The strategic importance of these systems extends beyond their immediate computational firepower. They will also serve as "proxy machines" for designing and testing technologies for an even more ambitious project: the successor to RIKEN's famed Fugaku supercomputer, currently under development with the code name FugakuNEXT. This future exascale system is a joint effort between NVIDIA and Fujitsu, and is planned to feature a new type of CPU called FUJITSU-MONAKA-X.
A key innovation for FugakuNEXT will be the use of NVIDIA NVLink™ Fusion, a new silicon technology that creates a high-bandwidth connection between Fujitsu’s CPUs and NVIDIA’s GPU architecture. This tight integration is expected to be a game-changer, potentially delivering a staggering 100x greater application performance compared to supercomputers relying solely on CPUs or other existing technologies.
“Integrating the NVIDIA GB200 NVL4 accelerated computing platform with our next-generation supercomputers represents a pivotal advancement for Japan’s science infrastructure,” said Satoshi Matsuoka, director of the RIKEN Center for Computational Science.
He confirmed that the partnership will create "one of the world’s leading unified platforms for AI, quantum and high-performance computing," accelerating discoveries that benefit both science and industry.
The software powering these advancements is equally critical. NVIDIA is already working with RIKEN to develop specialized floating-point emulation software that allows traditional scientific applications to harness the full speed of NVIDIA Tensor Core GPUs. Furthermore, RIKEN plans to leverage NVIDIA CUDA-X, a collection of over 400 optimized GPU-accelerated libraries, to supercharge its cutting-edge research software. This comprehensive hardware-and-software approach ensures Japanese researchers have the best possible tools.
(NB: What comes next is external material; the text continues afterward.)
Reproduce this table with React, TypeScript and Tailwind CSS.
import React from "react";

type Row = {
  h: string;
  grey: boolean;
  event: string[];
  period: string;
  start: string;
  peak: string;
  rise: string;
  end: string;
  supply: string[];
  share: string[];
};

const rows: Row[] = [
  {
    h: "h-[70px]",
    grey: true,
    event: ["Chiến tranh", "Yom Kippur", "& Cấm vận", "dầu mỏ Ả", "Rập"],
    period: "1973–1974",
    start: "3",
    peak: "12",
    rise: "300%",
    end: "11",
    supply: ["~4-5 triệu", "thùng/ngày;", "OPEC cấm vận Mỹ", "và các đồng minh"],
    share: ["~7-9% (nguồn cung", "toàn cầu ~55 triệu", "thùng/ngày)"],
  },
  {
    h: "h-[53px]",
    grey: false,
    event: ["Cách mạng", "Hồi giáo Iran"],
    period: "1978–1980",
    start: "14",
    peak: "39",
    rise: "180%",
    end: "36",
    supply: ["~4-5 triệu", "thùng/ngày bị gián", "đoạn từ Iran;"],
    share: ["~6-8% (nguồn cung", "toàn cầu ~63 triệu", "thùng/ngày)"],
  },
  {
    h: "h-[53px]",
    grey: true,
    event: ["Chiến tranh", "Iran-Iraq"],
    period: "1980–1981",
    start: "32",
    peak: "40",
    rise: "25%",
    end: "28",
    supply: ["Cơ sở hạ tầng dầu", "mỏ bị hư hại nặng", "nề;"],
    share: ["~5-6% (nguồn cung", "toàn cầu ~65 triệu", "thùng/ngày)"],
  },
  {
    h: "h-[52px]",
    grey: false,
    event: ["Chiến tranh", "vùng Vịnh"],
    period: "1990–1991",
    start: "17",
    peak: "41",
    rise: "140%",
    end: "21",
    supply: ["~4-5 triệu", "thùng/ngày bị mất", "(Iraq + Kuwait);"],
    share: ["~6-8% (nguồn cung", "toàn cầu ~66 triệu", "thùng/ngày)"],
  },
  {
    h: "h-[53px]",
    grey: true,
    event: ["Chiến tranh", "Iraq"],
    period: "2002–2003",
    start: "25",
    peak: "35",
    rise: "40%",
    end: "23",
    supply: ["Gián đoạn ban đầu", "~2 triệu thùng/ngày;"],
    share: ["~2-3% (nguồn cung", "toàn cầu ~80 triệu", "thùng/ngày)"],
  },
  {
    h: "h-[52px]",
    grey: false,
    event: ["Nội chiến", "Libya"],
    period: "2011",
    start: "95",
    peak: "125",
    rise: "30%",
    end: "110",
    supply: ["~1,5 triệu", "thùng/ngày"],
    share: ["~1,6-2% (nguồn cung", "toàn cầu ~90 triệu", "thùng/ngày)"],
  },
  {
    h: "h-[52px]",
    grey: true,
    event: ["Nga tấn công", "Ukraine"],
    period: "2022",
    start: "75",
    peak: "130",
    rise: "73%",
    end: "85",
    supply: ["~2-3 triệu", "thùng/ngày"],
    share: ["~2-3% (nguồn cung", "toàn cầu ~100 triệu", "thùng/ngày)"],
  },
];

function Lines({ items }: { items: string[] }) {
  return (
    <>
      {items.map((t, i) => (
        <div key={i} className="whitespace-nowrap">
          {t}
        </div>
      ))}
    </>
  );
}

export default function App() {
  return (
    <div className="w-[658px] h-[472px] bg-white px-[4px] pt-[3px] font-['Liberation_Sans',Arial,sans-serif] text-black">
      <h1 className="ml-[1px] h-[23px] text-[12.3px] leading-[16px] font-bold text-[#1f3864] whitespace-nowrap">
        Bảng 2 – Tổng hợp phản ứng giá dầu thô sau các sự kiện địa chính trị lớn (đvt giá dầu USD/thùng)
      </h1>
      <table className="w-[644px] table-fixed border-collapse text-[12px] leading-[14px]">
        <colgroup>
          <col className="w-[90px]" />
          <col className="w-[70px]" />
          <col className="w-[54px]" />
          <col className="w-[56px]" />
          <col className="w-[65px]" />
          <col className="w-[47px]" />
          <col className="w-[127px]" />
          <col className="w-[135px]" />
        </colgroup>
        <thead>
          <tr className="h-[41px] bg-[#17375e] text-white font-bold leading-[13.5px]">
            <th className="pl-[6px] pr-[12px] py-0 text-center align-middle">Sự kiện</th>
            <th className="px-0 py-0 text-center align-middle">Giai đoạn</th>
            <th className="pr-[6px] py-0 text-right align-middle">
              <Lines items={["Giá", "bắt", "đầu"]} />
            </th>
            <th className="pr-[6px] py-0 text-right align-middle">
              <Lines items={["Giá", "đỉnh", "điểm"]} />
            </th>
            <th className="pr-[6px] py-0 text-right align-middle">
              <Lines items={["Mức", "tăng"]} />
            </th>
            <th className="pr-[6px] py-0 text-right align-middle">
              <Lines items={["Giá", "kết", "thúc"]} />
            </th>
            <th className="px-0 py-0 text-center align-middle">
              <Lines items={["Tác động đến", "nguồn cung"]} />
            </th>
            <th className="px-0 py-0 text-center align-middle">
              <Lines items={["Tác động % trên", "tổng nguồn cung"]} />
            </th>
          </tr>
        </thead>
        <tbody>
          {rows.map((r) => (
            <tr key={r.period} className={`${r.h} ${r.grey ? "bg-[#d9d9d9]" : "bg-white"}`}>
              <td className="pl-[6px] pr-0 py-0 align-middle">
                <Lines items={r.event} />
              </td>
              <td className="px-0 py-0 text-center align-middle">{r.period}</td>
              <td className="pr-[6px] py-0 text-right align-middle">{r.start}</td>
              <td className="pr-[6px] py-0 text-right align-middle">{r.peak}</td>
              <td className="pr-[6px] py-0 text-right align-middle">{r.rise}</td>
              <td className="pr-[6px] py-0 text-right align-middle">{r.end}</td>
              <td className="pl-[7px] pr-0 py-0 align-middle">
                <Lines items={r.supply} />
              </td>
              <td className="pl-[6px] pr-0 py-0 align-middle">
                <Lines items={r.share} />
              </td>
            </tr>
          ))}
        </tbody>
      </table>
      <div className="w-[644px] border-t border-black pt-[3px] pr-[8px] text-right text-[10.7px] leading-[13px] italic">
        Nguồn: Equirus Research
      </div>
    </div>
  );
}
With the two new GB200-powered supercomputers scheduled to be operational by spring 2026 and FugakuNEXT targeted for 2030, Japan is systematically building a computational infrastructure designed to maintain its competitive edge for the next decade. This investment not only fuels scientific discovery but also strengthens the nation's industrial and technological sovereignty in an AI-driven world.